# What to do
Restate all of the entries exactly, dropping any pictures they hold.

============

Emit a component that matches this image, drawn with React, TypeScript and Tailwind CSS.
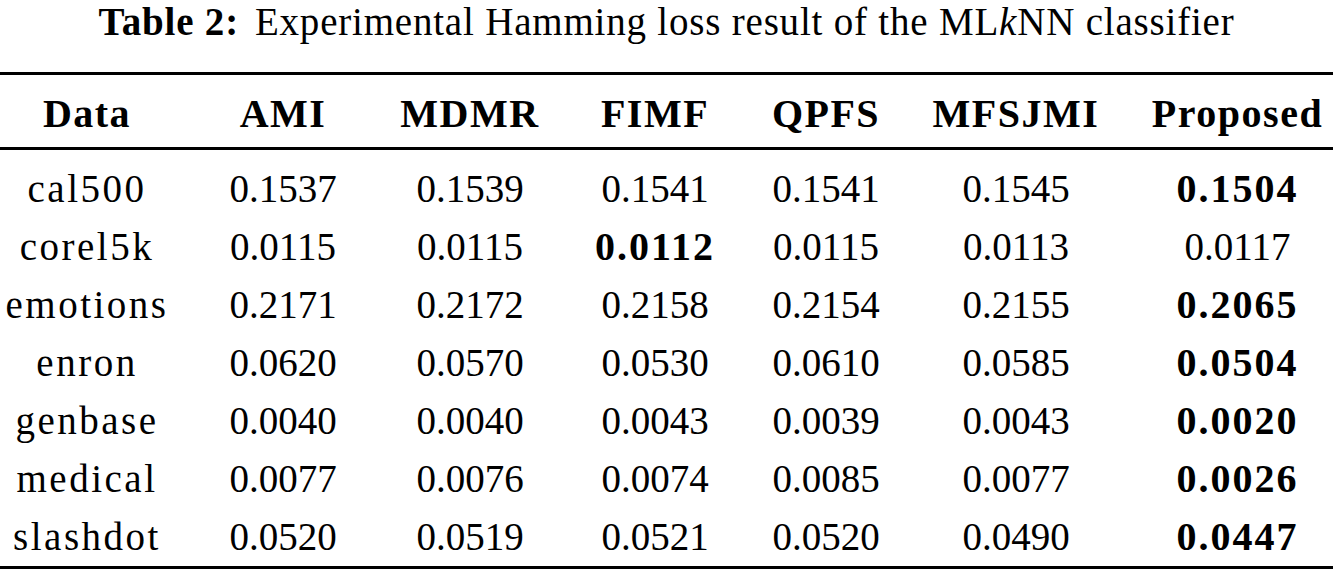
const columns = ["Data", "AMI", "MDMR", "FIMF", "QPFS", "MFSJMI", "Proposed"];

// [name, values, index of the bold (best) value]
const rows: [string, string[], number][] = [
  ["cal500", ["0.1537", "0.1539", "0.1541", "0.1541", "0.1545", "0.1504"], 5],
  ["corel5k", ["0.0115", "0.0115", "0.0112", "0.0115", "0.0113", "0.0117"], 2],
  ["emotions", ["0.2171", "0.2172", "0.2158", "0.2154", "0.2155", "0.2065"], 5],
  ["enron", ["0.0620", "0.0570", "0.0530", "0.0610", "0.0585", "0.0504"], 5],
  ["genbase", ["0.0040", "0.0040", "0.0043", "0.0039", "0.0043", "0.0020"], 5],
  ["medical", ["0.0077", "0.0076", "0.0074", "0.0085", "0.0077", "0.0026"], 5],
  ["slashdot", ["0.0520", "0.0519", "0.0521", "0.0520", "0.0490", "0.0447"], 5],
];

const grid = "grid grid-cols-[174px_218px_156px_214px_128px_252px_191px]";

export default function App() {
  return (
    <div className="w-[1333px] h-[573px] bg-white text-black overflow-hidden font-['Liberation_Serif',serif]">
      {/* caption */}
      <div className="h-[43px] text-[39px] leading-[43px] tracking-[0.8px] text-center whitespace-nowrap">
        <span className="font-bold">Table 2:</span>
        <span className="ml-[16px]">
          Experimental Hamming loss result of the ML<i>k</i>NN classifier
        </span>
      </div>

      <div className="mt-[29px] h-[3px] bg-black" />

      {/* header */}
      <div className={`${grid} pt-[10px] pb-[4px] text-[40px] leading-[58px] font-bold tracking-[1.5px] text-center`}>
        {columns.map((c) => (
          <div key={c} className="whitespace-nowrap">{c}</div>
        ))}
      </div>

      <div className="h-[3px] bg-black" />

      {/* body */}
      <div className="pt-[10px]">
        {rows.map(([name, values, best]) => (
          <div key={name} className={`${grid} text-[39px] leading-[58px] text-center`}>
            <div className="whitespace-nowrap tracking-[2.5px]">{name}</div>
            {values.map((v, i) => (
              <div key={i} className={i === best ? "font-bold text-[40px] tracking-[2px]" : ""}>
                {v}
              </div>
            ))}
          </div>
        ))}
      </div>

      <div className="h-[3px] bg-black" />
    </div>
  );
}
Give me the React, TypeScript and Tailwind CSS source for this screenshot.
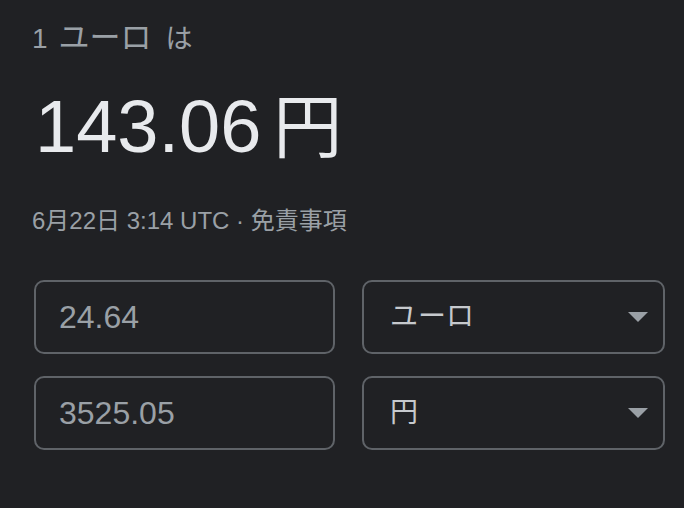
const font = "font-['Liberation_Sans','Noto_Sans_CJK_JP',sans-serif]"

function Caret() {
  return (
    <svg width="20" height="10" viewBox="0 0 20 10" className="shrink-0">
      <path d="M0 0h20L10 10z" fill="#9aa0a6" />
    </svg>
  )
}

function Field({ value }: { value: string }) {
  return (
    <div className="h-[74px] rounded-[10px] border-2 border-[#5f6368] flex items-center px-[23px]">
      <span className="text-[32px] leading-[40px] text-[#9aa0a6]">{value}</span>
    </div>
  )
}

function Select({ label }: { label: string }) {
  return (
    <div className="h-[74px] rounded-[10px] border-2 border-[#5f6368] flex items-center justify-between pl-[26px] pr-[15px]">
      <span className="text-[28px] leading-[36px] text-[#c6c9cd]">{label}</span>
      <Caret />
    </div>
  )
}

export default function App() {
  return (
    <div className={`w-[684px] h-[508px] bg-[#202124] pt-[21px] pl-[32px] overflow-hidden ${font}`}>
      <div className="text-[28px] leading-[36px] text-[#9aa0a6]">
        1<span className="ml-[11px] text-[31px] leading-[30px]">ユーロ</span>
        <span className="ml-[14px] text-[27px] leading-[30px]">は</span>
      </div>
      <div className="mt-[26px] pl-[3px] text-[74px] leading-[88px] text-[#e8eaed]">
        143.06<span className="ml-[12px] text-[69px] leading-[80px]">円</span>
      </div>
      <div className="mt-[34px] text-[24px] leading-[32px] text-[#9aa0a6]">6月22日 3:14 UTC · 免責事項</div>
      <div className="mt-[43px] ml-[2px] grid grid-cols-[301px_303px] gap-x-[27px] gap-y-[22px]">
        <Field value="24.64" />
        <Select label="ユーロ" />
        <Field value="3525.05" />
        <Select label="円" />
      </div>
    </div>
  )
}
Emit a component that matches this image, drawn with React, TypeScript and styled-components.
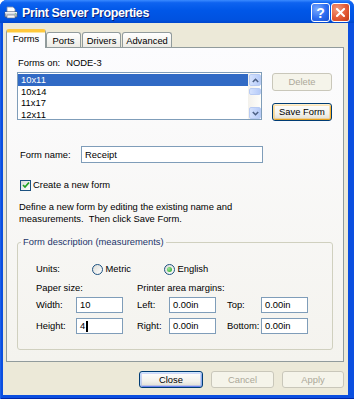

============

# Written reply
Emit a component that matches this image, drawn with React, TypeScript and Tailwind CSS.
const columns = ["Data", "AMI", "MDMR", "FIMF", "QPFS", "MFSJMI", "Proposed"];

// [name, values, index of the bold (best) value]
const rows: [string, string[], number][] = [
  ["cal500", ["0.1537", "0.1539", "0.1541", "0.1541", "0.1545", "0.1504"], 5],
  ["corel5k", ["0.0115", "0.0115", "0.0112", "0.0115", "0.0113", "0.0117"], 2],
  ["emotions", ["0.2171", "0.2172", "0.2158", "0.2154", "0.2155", "0.2065"], 5],
  ["enron", ["0.0620", "0.0570", "0.0530", "0.0610", "0.0585", "0.0504"], 5],
  ["genbase", ["0.0040", "0.0040", "0.0043", "0.0039", "0.0043", "0.0020"], 5],
  ["medical", ["0.0077", "0.0076", "0.0074", "0.0085", "0.0077", "0.0026"], 5],
  ["slashdot", ["0.0520", "0.0519", "0.0521", "0.0520", "0.0490", "0.0447"], 5],
];

const grid = "grid grid-cols-[174px_218px_156px_214px_128px_252px_191px]";

export default function App() {
  return (
    <div className="w-[1333px] h-[573px] bg-white text-black overflow-hidden font-['Liberation_Serif',serif]">
      {/* caption */}
      <div className="h-[43px] text-[39px] leading-[43px] tracking-[0.8px] text-center whitespace-nowrap">
        <span className="font-bold">Table 2:</span>
        <span className="ml-[16px]">
          Experimental Hamming loss result of the ML<i>k</i>NN classifier
        </span>
      </div>

      <div className="mt-[29px] h-[3px] bg-black" />

      {/* header */}
      <div className={`${grid} pt-[10px] pb-[4px] text-[40px] leading-[58px] font-bold tracking-[1.5px] text-center`}>
        {columns.map((c) => (
          <div key={c} className="whitespace-nowrap">{c}</div>
        ))}
      </div>

      <div className="h-[3px] bg-black" />

      {/* body */}
      <div className="pt-[10px]">
        {rows.map(([name, values, best]) => (
          <div key={name} className={`${grid} text-[39px] leading-[58px] text-center`}>
            <div className="whitespace-nowrap tracking-[2.5px]">{name}</div>
            {values.map((v, i) => (
              <div key={i} className={i === best ? "font-bold text-[40px] tracking-[2px]" : ""}>
                {v}
              </div>
            ))}
          </div>
        ))}
      </div>

      <div className="h-[3px] bg-black" />
    </div>
  );
}
Give me the React, TypeScript and Tailwind CSS source for this screenshot.
const font = "font-['Liberation_Sans','Noto_Sans_CJK_JP',sans-serif]"

function Caret() {
  return (
    <svg width="20" height="10" viewBox="0 0 20 10" className="shrink-0">
      <path d="M0 0h20L10 10z" fill="#9aa0a6" />
    </svg>
  )
}

function Field({ value }: { value: string }) {
  return (
    <div className="h-[74px] rounded-[10px] border-2 border-[#5f6368] flex items-center px-[23px]">
      <span className="text-[32px] leading-[40px] text-[#9aa0a6]">{value}</span>
    </div>
  )
}

function Select({ label }: { label: string }) {
  return (
    <div className="h-[74px] rounded-[10px] border-2 border-[#5f6368] flex items-center justify-between pl-[26px] pr-[15px]">
      <span className="text-[28px] leading-[36px] text-[#c6c9cd]">{label}</span>
      <Caret />
    </div>
  )
}

export default function App() {
  return (
    <div className={`w-[684px] h-[508px] bg-[#202124] pt-[21px] pl-[32px] overflow-hidden ${font}`}>
      <div className="text-[28px] leading-[36px] text-[#9aa0a6]">
        1<span className="ml-[11px] text-[31px] leading-[30px]">ユーロ</span>
        <span className="ml-[14px] text-[27px] leading-[30px]">は</span>
      </div>
      <div className="mt-[26px] pl-[3px] text-[74px] leading-[88px] text-[#e8eaed]">
        143.06<span className="ml-[12px] text-[69px] leading-[80px]">円</span>
      </div>
      <div className="mt-[34px] text-[24px] leading-[32px] text-[#9aa0a6]">6月22日 3:14 UTC · 免責事項</div>
      <div className="mt-[43px] ml-[2px] grid grid-cols-[301px_303px] gap-x-[27px] gap-y-[22px]">
        <Field value="24.64" />
        <Select label="ユーロ" />
        <Field value="3525.05" />
        <Select label="円" />
      </div>
    </div>
  )
}
Emit a component that matches this image, drawn with React, TypeScript and styled-components.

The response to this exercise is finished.